- [WORK INSTRUCTIONS]:
Work through the data below and give the number of lines holding "this", nothing more.

:::::

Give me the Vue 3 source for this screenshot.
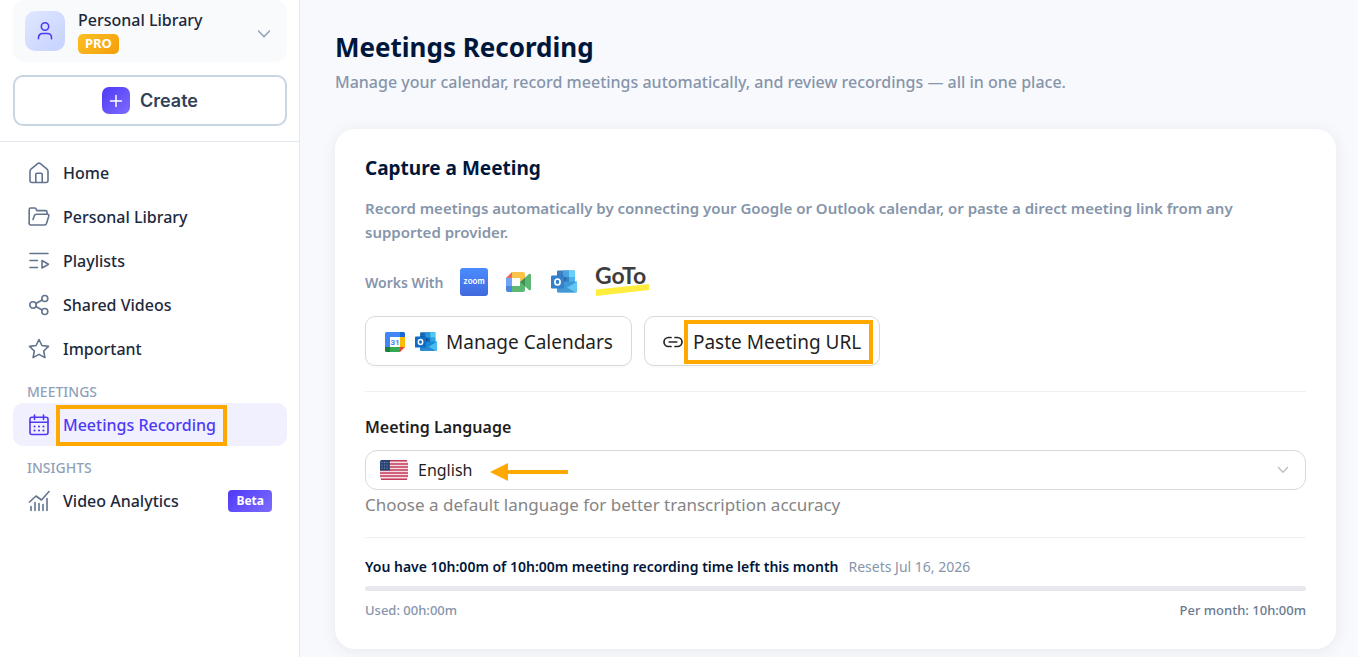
<script setup>
import { ref } from 'vue'

const mainLinks = [
  { label: 'Home', icon: 'home' },
  { label: 'Personal Library', icon: 'folder' },
  { label: 'Playlists', icon: 'playlist' },
  { label: 'Shared Videos', icon: 'share' },
  { label: 'Important', icon: 'star' },
]
const language = ref('English')
const used = ref(0)
</script>

<template>
  <div class="layout">
    <svg class="defs" aria-hidden="true">
      <symbol id="outlook" viewBox="0 0 28 26">
        <path d="M8 1.500h16q1 0 1 1V14H7V2.500q0-1 1-1z" fill="#1769b8" />
        <path d="M7 6h9v6H7z" fill="#0b5296" />
        <path d="M13 1.500h6V8h-6z" fill="#2a94df" />
        <path d="M19 1.500h5q1 0 1 1V8h-6z" fill="#50caf5" />
        <path d="M19 8h6v6h-6z" fill="#2aa4e8" />
        <path d="M7 13l20-.500V22q0 1.500-1.500 1.500H8.500Q7 23.500 7 22z" fill="#1a87d4" />
        <path d="M27 12.500V22q0 1.500-1.500 1.500H9l18-11z" fill="#45bdf0" />
        <path d="M7 13l18.500 10.300H8.500Q7 23.300 7 22z" fill="#2587cf" />
        <rect x="1" y="6.500" width="13" height="13" rx="1" fill="#0f6cc4" />
        <ellipse cx="7.500" cy="13" rx="2.600" ry="3" fill="none" stroke="#fff" stroke-width="1.700" />
      </symbol>
    </svg>

    <aside class="sidebar">
      <div class="top">
        <button class="profile" type="button">
          <span class="avatar">
            <svg width="20" height="20" viewBox="0 0 20 20" fill="none" stroke="#4f39f6" stroke-width="1.600" stroke-linecap="round" stroke-linejoin="round">
              <circle cx="10" cy="5.500" r="3.700" />
              <path d="M3.500 17.700v-1.200a4 4 0 0 1 4-4h5a4 4 0 0 1 4 4v1.200" />
            </svg>
          </span>
          <span class="who">
            <span class="name">Personal Library</span>
            <span class="pro">PRO</span>
          </span>
          <svg class="expand" width="14" height="10" viewBox="0 0 14 10" fill="none" stroke="#90a1b9" stroke-width="1.500" stroke-linecap="round" stroke-linejoin="round">
            <path d="M1.500 2L7 7.700 12.500 2" />
          </svg>
        </button>
        <button class="create" type="button">
          <span class="plus">
            <svg width="14" height="14" viewBox="0 0 14 14" stroke="#fff" stroke-width="1.500" stroke-linecap="round">
              <path d="M7 1.500v11M1.500 7h11" />
            </svg>
          </span>
          Create
        </button>
      </div>

      <nav class="nav">
        <a v-for="link in mainLinks" :key="link.label" href="#" class="item">
          <svg class="icon" viewBox="0 0 22 22">
            <g v-if="link.icon === 'home'">
              <path d="M2 9.300Q2 8 3 7.200L9.600 1.700q1.400-1.100 2.800 0L19 7.200q1 .8 1 2.100V18.500a2 2 0 0 1-2 2H4a2 2 0 0 1-2-2z" />
              <path d="M7.800 20.300v-8q0-1 1-1h4.400q1 0 1 1v8" />
            </g>
            <g v-else-if="link.icon === 'folder'">
              <path d="M1.200 17.500V3.500q0-1.500 1.500-1.500h4q.8 0 1.200.7l1 1.900h8.600q1.500 0 1.500 1.500v1.900" />
              <path d="M1.200 17.500q0 1.500 1.500 1.500h14q1.300 0 1.700-1.200l2.300-7.400q.6-2.100-1.400-2.200H8.500q-1.500 0-2.100 1.400L5 13.500" />
            </g>
            <g v-else-if="link.icon === 'playlist'">
              <path d="M2 3.500h18M2 10.500h7.500M2 17.500h7.500M14 10.500v7.500l6.500-3.700z" />
            </g>
            <g v-else-if="link.icon === 'share'">
              <circle cx="16.800" cy="4.500" r="3" />
              <circle cx="5" cy="11" r="3.200" />
              <circle cx="16.800" cy="17.500" r="3" />
              <path d="M7.900 9.500l6.200-3.500M7.900 12.500l6.200 3.500" />
            </g>
            <path v-else d="M11 1.500l2.900 6 6.600.9-4.800 4.600 1.200 6.600L11 16.400l-5.900 3.200L6.300 13 1.500 8.400l6.600-.9z" />
          </svg>
          {{ link.label }}
        </a>

        <h2 class="group">MEETINGS</h2>
        <a href="#" class="item active" aria-current="page">
          <svg class="icon" viewBox="0 0 22 22">
            <rect x="2" y="3.200" width="18" height="17.300" rx="2" />
            <path d="M6.500 1v4.500M15.500 1v4.500M2 8.300h18" />
            <path d="M6.500 12.500h.1M10.950 12.500h.1M15.400 12.500h.1M6.500 16.500h.1M10.950 16.500h.1M15.400 16.500h.1" stroke-width="2" />
          </svg>
          <span class="mark">Meetings Recording</span>
        </a>

        <h2 class="group">INSIGHTS</h2>
        <a href="#" class="item">
          <svg class="icon" viewBox="0 0 22 22">
            <path d="M1.500 12L8 6l5.500 4L21 1.500M3 20.500v-4M7 20.500v-8M11 20.500v-7M15 20.500v-6M19 20.500v-12" />
          </svg>
          Video Analytics
          <span class="beta">Beta</span>
        </a>
      </nav>
    </aside>

    <main class="main">
      <h1>Meetings Recording</h1>
      <p class="lead">Manage your calendar, record meetings automatically, and review recordings — all in one place.</p>

      <section class="card">
        <h2>Capture a Meeting</h2>
        <p class="about">Record meetings automatically by connecting your Google or Outlook calendar, or paste a direct meeting link from any supported provider.</p>

        <div class="works">
          <span>Works With</span>
          <svg width="28" height="28" viewBox="0 0 28 28" role="img" aria-label="Zoom">
            <defs>
              <linearGradient id="zoomFill" x2="0" y2="1">
                <stop stop-color="#4a8cff" />
                <stop offset="1" stop-color="#4169de" />
              </linearGradient>
            </defs>
            <rect width="28" height="28" rx="3" fill="url(#zoomFill)" />
            <text x="14" y="16" text-anchor="middle" class="zoom-word">zoom</text>
          </svg>
          <svg class="soft" width="28" height="28" viewBox="0 0 28 28" role="img" aria-label="Google Meet">
            <path d="M1 10l6-6v6z" fill="#ea4d42" />
            <path d="M7 4h11q2 0 2 2v5l-5 3v-4H7z" fill="#fbb92a" />
            <path d="M1 10h6v8H1z" fill="#5a93f3" />
            <path d="M1 18h6v6H3q-2 0-2-2z" fill="#2f72da" />
            <path d="M7 18h8v-4l5 3v5q0 2-2 2H7z" fill="#3fab5a" />
            <path d="M15 14l9-8q2-1 2 1v14q0 2-2 1z" fill="#3fab5a" />
            <path d="M15 14l5-4v8z" fill="#1d7d3a" />
          </svg>
          <svg class="soft" width="28" height="26" role="img" aria-label="Outlook"><use href="#outlook" /></svg>
          <svg width="56" height="40" viewBox="0 -4 56 40" role="img" aria-label="GoTo">
            <path d="M1 23.500L54 18v6L1 30z" fill="#ffed3d" />
            <text x="0" y="18" class="goto-word">GoTo</text>
          </svg>
        </div>

        <div class="actions">
          <button class="calendars" type="button">
            <svg width="22" height="22" viewBox="0 0 22 22" aria-hidden="true">
              <path d="M2.500 1H16v5H6v10H1V2.500Q1 1 2.500 1z" fill="#4285f4" />
              <path d="M16 1h3.500Q21 1 21 2.500V6h-5z" fill="#1967d2" />
              <path d="M16 6h5v10h-5z" fill="#fbbc04" />
              <path d="M6 16h10v5H6z" fill="#34a853" />
              <path d="M1 16h5v5H2.500Q1 21 1 19.500z" fill="#188038" />
              <path d="M16 16h5l-5 5z" fill="#ea4335" />
              <path d="M6 6h10v10H6z" fill="#fff" />
              <text x="11" y="14" text-anchor="middle" class="day">31</text>
            </svg>
            <svg width="24" height="22" aria-hidden="true"><use href="#outlook" /></svg>
            <span>Manage Calendars</span>
          </button>
          <button type="button">
            <svg width="20" height="12" viewBox="0 0 20 12" fill="none" stroke="#262626" stroke-width="1.700" stroke-linecap="round">
              <path d="M8 1.500H5.500a4.500 4.500 0 0 0 0 9H8M12 1.500h2.500a4.500 4.500 0 0 1 0 9H12M6.300 6h7.400" />
            </svg>
            <span class="mark wide">Paste Meeting URL</span>
          </button>
        </div>

        <div class="language">
          <label for="language">Meeting Language</label>
          <div class="field">
            <svg width="28" height="20" viewBox="0 0 28 20" aria-hidden="true">
              <rect width="28" height="20" rx="2" fill="#f3dfe3" />
              <path d="M1 .8h26M0 4h28M0 7h28M0 10h28M0 13h28M0 16h28M1 19.200h26" stroke="#c63a59" stroke-width="1.600" />
              <path d="M2 0h8v10.500H0V2q0-2 2-2z" fill="#274472" />
              <path d="M1.500 2.500h8M1.500 5.200h8M1.500 8h8" stroke="#8296b8" stroke-width="1" stroke-dasharray="1 1.500" />
            </svg>
            <select id="language" v-model="language">
              <option>English</option>
            </select>
            <svg width="12" height="8" viewBox="0 0 12 8" fill="none" stroke="#bfbfbf" stroke-width="1.400">
              <path d="M1 1l5 5.200L11 1" />
            </svg>
            <svg class="arrow" width="80" height="20" viewBox="0 0 80 20" aria-hidden="true">
              <path d="M1 10L19 1v7h60v4H19v7z" fill="#ffa800" />
            </svg>
          </div>
          <p>Choose a default language for better transcription accuracy</p>
        </div>

        <div class="usage">
          <p class="left"><strong>You have 10h:00m of 10h:00m meeting recording time left this month</strong><span>Resets Jul 16, 2026</span></p>
          <div class="track"><div class="fill" :style="{ width: used + '%' }"></div></div>
          <div class="totals"><span>Used: 00h:00m</span><span class="month">Per month: 10h:00m</span></div>
        </div>
      </section>
    </main>
  </div>
</template>

<style>
body {
  background: #f8f9fd;
}
</style>

<style scoped>
.layout {
  display: flex;
  min-height: 100vh;
  font-family: "Noto Sans", "Open Sans", sans-serif;
  color: #1d293d;
  overflow: hidden;
}
.layout * {
  box-sizing: border-box;
}
.defs {
  position: absolute;
  width: 0;
  height: 0;
}
h1, h2, p {
  margin: 0;
}
button, select {
  font: inherit;
  color: inherit;
}
svg {
  flex: none;
}
.sidebar {
  flex: none;
  width: 300px;
  background: #fff;
  border-right: 1px solid #e2e8f0;
}
.top {
  padding: 0 12px 15px 13px;
  border-bottom: 1px solid #e2e8f0;
}
.profile {
  display: flex;
  align-items: center;
  width: 100%;
  height: 62px;
  padding: 0 16px 0 12px;
  border: 0;
  border-radius: 12px;
  background: #f8fafc;
  text-align: left;
}
.avatar {
  display: grid;
  place-items: center;
  width: 40px;
  height: 40px;
  margin-right: 13px;
  border-radius: 10px;
  background: linear-gradient(135deg, #e0e7ff, #c6d2ff);
}
.who {
  display: flex;
  flex: 1;
  flex-direction: column;
  align-items: flex-start;
  gap: 3px;
}
.name {
  font-size: 16px;
  line-height: 22px;
  font-weight: 500;
}
.pro {
  height: 20px;
  padding: 0 7px;
  border-radius: 5px;
  background: linear-gradient(135deg, #fbbf24, #f59e0b);
  color: #fff;
  font-size: 13px;
  line-height: 19px;
  font-weight: 700;
}
.expand {
  margin-top: 5px;
}
.create {
  display: flex;
  align-items: center;
  justify-content: center;
  gap: 10px;
  width: 100%;
  height: 51px;
  margin-top: 13px;
  border: 2px solid #cad5e2;
  border-radius: 10px;
  background: #fff;
  color: #314158;
  font-family: Inter, sans-serif;
  font-size: 18px;
  font-weight: 600;
}
.plus {
  display: grid;
  place-items: center;
  width: 28px;
  height: 27px;
  border-radius: 7px;
  background: linear-gradient(135deg, #4f39f6, #7c6cff);
}
.nav {
  display: flex;
  flex-direction: column;
  gap: 1px;
  padding: 9px 12px 0 13px;
}
.item {
  display: flex;
  align-items: center;
  gap: 13px;
  height: 43px;
  padding: 0 15px;
  border-radius: 10px;
  color: #1d293d;
  font-size: 16px;
  font-weight: 500;
  text-decoration: none;
  white-space: nowrap;
}
.icon {
  width: 22px;
  height: 22px;
  fill: none;
  stroke: #62748e;
  stroke-width: 1.600;
  stroke-linecap: round;
  stroke-linejoin: round;
}
.active {
  background: #f1f0ff;
  color: #4f39f6;
}
.active .icon {
  stroke: #4f39f6;
}
.group {
  margin: 11px 0 0 14px;
  color: #90a1b9;
  font-size: 14px;
  line-height: 20px;
  font-weight: 500;
}
.beta {
  margin-left: auto;
  padding: 0 8px;
  border-radius: 4px;
  background: linear-gradient(135deg, #4f39f6, #7c6cff);
  color: #fff;
  font-size: 12px;
  line-height: 22px;
  font-weight: 700;
}
.mark {
  position: relative;
}
.mark::after {
  content: "";
  position: absolute;
  inset: -9px -11px -10px -7px;
  border: 4px solid #ffa800;
}
.mark.wide::after {
  inset: -8px -12px -8px -9px;
}
.main {
  flex: 1;
  min-width: 0;
  padding: 27px 22px 8px 35px;
}
h1 {
  color: #00173c;
  font-size: 26px;
  line-height: 40px;
  font-weight: 700;
}
.lead {
  margin-top: 3px;
  color: #8695aa;
  font-size: 16px;
  line-height: 24px;
  font-weight: 500;
}
.card {
  margin-top: 35px;
  padding: 24px 30px 27px;
  border-radius: 20px;
  background: #fff;
  box-shadow: 0 2px 16px rgba(15, 23, 60, 0.07);
}
.card h2 {
  color: #00173c;
  font-size: 19px;
  line-height: 30px;
  font-weight: 700;
}
.about {
  margin-top: 13px;
  color: #8695aa;
  font-size: 15px;
  line-height: 24px;
  font-weight: 600;
}
.works {
  display: flex;
  align-items: center;
  gap: 17px;
  height: 32px;
  margin-top: 22px;
  color: #8695aa;
  font-size: 14px;
  font-weight: 600;
}
.soft {
  opacity: 0.85;
}
.zoom-word {
  fill: #fff;
  font: 600 8px Inter, sans-serif;
}
.goto-word {
  fill: #3d3d3d;
  font: 700 23px Lato, sans-serif;
}
.day {
  fill: #4285f4;
  font: 700 8px Roboto, sans-serif;
}
.actions {
  display: flex;
  gap: 12px;
  margin-top: 18px;
}
.actions button {
  display: flex;
  align-items: center;
  gap: 10px;
  height: 50px;
  padding: 1px 18px 0;
  border: 1px solid #d9d9d9;
  border-radius: 10px;
  background: #fff;
  box-shadow: 0 2px 0 rgba(0, 0, 0, 0.02);
  color: #1f1f1f;
  font-size: 19px;
  line-height: 28px;
  white-space: nowrap;
}
.actions .calendars {
  gap: 8px;
}
.language {
  margin-top: 25px;
  padding-top: 22px;
  border-top: 1px solid #f0f0f0;
}
.language label {
  display: block;
  color: #1f1f1f;
  font-size: 16px;
  line-height: 26px;
  font-weight: 600;
}
.field {
  position: relative;
  display: flex;
  align-items: center;
  gap: 10px;
  height: 40px;
  margin-top: 10px;
  padding: 0 16px 0 14px;
  border: 1px solid #d9d9d9;
  border-radius: 12px;
}
.field select {
  flex: 1;
  padding: 0;
  border: 0;
  background: none;
  appearance: none;
  color: #1f1f1f;
  font-size: 16px;
}
.arrow {
  position: absolute;
  left: 123px;
  top: 11px;
}
.language p {
  margin-top: 3px;
  color: #858585;
  font-size: 17px;
  line-height: 24px;
}
.usage {
  margin-top: 20px;
  padding-top: 17px;
  border-top: 1px solid #f0f0f0;
}
.left {
  color: #00173c;
  font-size: 14px;
  line-height: 24px;
}
.left strong {
  font-weight: 600;
}
.left span {
  margin-left: 10px;
  color: #8695aa;
}
.track {
  height: 5px;
  margin: 7px 0;
  border-radius: 3px;
  background: #e7e7ed;
}
.fill {
  height: 100%;
  border-radius: 3px;
  background: #4f39f6;
}
.totals {
  display: flex;
  justify-content: space-between;
  color: #8695aa;
  font-size: 13px;
  line-height: 24px;
  font-weight: 500;
}
.month {
  color: #6b7a90;
}
</style>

:::::

- [EXERCISE OUTPUT]:
2